# [DATA BLOCK]
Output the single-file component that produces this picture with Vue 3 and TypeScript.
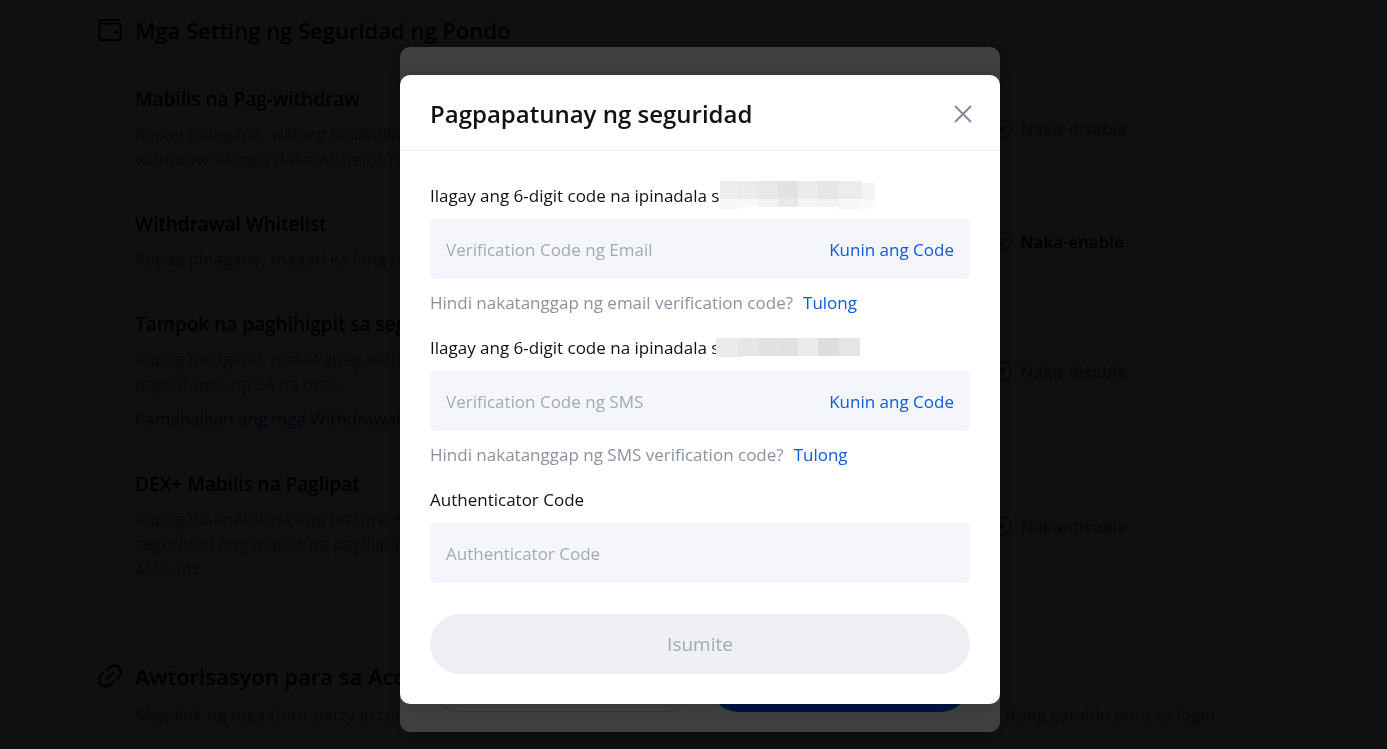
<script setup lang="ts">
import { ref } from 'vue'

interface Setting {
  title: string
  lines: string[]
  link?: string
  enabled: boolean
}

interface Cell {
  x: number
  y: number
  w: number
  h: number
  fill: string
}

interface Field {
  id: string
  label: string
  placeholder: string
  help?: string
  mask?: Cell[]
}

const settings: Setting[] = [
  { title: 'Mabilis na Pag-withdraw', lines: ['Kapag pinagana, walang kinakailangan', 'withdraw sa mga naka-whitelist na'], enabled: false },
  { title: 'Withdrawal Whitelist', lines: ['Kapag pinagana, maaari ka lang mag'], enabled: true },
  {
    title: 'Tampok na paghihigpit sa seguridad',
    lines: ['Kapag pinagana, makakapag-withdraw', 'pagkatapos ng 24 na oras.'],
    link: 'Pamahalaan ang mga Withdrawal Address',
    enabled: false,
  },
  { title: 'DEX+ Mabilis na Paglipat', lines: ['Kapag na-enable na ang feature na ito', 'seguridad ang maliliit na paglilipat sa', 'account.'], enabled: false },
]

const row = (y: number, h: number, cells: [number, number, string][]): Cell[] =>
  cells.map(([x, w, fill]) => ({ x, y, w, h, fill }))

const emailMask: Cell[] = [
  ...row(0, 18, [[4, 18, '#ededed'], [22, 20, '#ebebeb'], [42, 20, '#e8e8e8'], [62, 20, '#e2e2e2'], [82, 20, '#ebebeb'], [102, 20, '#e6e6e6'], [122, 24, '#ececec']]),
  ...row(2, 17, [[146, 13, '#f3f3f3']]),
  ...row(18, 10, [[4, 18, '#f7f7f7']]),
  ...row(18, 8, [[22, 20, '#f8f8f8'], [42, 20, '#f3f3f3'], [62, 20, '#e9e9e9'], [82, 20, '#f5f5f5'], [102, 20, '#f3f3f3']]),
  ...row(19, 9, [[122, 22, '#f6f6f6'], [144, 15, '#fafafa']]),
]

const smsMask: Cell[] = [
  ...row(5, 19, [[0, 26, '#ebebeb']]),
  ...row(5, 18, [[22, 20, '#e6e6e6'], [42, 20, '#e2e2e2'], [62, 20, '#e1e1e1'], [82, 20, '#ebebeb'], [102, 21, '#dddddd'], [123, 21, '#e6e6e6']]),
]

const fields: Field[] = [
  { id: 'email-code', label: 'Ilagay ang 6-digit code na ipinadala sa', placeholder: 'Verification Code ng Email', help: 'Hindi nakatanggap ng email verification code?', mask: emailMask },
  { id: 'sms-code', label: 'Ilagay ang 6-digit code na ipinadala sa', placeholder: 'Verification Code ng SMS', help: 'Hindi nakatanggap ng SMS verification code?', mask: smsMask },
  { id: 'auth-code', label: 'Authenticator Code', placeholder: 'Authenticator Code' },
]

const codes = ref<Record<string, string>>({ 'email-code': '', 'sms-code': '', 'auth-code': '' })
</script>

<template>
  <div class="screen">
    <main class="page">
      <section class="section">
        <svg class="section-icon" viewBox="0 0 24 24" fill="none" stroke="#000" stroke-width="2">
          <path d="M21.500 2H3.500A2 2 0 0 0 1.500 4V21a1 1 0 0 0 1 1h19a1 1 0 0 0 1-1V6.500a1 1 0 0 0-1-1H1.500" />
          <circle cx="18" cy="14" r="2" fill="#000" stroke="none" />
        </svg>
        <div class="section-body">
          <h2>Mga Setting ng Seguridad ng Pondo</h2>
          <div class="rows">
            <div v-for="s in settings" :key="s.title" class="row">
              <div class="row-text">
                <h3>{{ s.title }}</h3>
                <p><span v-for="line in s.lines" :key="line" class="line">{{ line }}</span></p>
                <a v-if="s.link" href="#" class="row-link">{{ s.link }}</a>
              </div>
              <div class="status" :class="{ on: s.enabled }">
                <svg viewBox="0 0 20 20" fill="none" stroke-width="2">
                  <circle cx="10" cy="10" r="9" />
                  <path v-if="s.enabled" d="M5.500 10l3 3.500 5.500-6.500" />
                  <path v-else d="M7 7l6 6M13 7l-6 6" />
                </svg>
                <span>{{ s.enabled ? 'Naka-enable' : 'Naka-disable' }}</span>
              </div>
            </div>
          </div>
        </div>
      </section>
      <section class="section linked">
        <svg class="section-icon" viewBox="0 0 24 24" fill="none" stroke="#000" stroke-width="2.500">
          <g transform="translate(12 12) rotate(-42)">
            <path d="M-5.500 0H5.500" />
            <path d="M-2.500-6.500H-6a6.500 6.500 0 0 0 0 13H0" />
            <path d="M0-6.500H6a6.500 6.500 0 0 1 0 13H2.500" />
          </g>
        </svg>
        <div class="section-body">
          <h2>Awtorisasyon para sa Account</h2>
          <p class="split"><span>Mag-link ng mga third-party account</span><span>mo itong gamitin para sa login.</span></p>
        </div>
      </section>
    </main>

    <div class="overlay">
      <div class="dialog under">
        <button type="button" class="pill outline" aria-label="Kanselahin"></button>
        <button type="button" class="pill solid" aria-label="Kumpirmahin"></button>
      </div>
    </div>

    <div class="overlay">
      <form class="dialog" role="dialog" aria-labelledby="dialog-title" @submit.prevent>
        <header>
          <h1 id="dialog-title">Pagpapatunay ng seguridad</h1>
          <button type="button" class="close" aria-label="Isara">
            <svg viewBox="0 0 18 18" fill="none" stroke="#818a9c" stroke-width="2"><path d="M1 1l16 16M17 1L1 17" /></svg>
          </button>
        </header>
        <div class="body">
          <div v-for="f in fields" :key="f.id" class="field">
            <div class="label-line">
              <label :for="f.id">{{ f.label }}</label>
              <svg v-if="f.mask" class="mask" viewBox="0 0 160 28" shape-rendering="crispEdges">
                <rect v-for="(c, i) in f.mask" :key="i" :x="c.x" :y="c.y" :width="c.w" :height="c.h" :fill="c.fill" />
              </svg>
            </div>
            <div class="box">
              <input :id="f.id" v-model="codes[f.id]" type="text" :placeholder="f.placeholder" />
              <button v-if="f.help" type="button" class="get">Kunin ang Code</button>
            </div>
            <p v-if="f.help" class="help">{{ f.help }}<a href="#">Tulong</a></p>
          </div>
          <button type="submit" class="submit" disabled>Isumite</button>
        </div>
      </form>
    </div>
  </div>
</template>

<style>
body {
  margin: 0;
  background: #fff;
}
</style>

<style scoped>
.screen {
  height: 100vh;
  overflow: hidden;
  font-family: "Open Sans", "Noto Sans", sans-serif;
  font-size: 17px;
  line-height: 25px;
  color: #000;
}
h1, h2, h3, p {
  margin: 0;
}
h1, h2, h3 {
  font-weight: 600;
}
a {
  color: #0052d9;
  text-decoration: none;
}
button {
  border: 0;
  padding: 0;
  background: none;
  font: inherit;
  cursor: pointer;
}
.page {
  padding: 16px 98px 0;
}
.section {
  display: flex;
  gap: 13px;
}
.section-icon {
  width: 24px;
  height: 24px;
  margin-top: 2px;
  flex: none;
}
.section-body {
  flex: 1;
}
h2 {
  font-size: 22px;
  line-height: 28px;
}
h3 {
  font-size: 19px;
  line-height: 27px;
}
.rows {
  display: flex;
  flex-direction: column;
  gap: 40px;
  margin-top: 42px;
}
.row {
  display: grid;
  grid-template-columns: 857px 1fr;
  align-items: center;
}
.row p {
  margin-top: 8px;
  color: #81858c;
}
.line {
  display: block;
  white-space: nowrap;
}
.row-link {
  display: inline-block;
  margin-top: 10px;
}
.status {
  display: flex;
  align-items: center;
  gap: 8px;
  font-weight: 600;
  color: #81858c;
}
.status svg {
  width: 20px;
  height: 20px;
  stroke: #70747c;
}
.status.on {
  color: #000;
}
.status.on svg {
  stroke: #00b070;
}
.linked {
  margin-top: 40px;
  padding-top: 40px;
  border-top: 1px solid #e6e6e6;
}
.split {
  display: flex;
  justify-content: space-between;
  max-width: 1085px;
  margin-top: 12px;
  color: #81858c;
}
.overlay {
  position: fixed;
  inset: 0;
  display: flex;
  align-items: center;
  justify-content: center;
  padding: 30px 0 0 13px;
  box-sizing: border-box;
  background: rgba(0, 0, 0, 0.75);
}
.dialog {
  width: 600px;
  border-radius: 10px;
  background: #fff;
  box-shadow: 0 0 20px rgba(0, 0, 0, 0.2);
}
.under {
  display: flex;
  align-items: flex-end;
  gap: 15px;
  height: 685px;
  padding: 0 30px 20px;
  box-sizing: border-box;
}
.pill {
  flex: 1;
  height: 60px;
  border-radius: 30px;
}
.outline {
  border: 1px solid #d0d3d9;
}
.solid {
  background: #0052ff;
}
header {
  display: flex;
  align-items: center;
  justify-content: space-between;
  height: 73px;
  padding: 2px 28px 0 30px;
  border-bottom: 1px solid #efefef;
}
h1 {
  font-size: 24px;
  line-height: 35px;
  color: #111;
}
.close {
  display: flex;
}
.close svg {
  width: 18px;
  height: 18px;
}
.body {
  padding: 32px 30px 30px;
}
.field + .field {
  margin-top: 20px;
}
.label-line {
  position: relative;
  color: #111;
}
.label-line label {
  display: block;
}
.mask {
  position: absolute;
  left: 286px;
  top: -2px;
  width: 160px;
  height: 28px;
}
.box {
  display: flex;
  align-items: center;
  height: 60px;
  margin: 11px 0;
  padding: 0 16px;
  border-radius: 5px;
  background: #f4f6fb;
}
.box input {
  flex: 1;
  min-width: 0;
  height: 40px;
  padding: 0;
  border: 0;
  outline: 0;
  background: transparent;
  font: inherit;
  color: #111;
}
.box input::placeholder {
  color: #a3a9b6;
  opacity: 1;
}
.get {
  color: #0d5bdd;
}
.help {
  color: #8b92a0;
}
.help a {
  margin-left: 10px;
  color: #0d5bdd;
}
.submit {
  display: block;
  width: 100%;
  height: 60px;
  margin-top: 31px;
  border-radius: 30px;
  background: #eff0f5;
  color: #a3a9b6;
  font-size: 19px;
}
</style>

# [PROBLEM TO WORK ON]
Go from the first line of the data above to the line containing "cells.map(([x, w, fill])" and retype exactly those lines, both included, but none of the pictures.

# [THE COMPLETED TASK]
Output the single-file component that produces this picture with Vue 3 and TypeScript.
<script setup lang="ts">
import { ref } from 'vue'

interface Setting {
  title: string
  lines: string[]
  link?: string
  enabled: boolean
}

interface Cell {
  x: number
  y: number
  w: number
  h: number
  fill: string
}

interface Field {
  id: string
  label: string
  placeholder: string
  help?: string
  mask?: Cell[]
}

const settings: Setting[] = [
  { title: 'Mabilis na Pag-withdraw', lines: ['Kapag pinagana, walang kinakailangan', 'withdraw sa mga naka-whitelist na'], enabled: false },
  { title: 'Withdrawal Whitelist', lines: ['Kapag pinagana, maaari ka lang mag'], enabled: true },
  {
    title: 'Tampok na paghihigpit sa seguridad',
    lines: ['Kapag pinagana, makakapag-withdraw', 'pagkatapos ng 24 na oras.'],
    link: 'Pamahalaan ang mga Withdrawal Address',
    enabled: false,
  },
  { title: 'DEX+ Mabilis na Paglipat', lines: ['Kapag na-enable na ang feature na ito', 'seguridad ang maliliit na paglilipat sa', 'account.'], enabled: false },
]

const row = (y: number, h: number, cells: [number, number, string][]): Cell[] =>
  cells.map(([x, w, fill]) => ({ x, y, w, h, fill }))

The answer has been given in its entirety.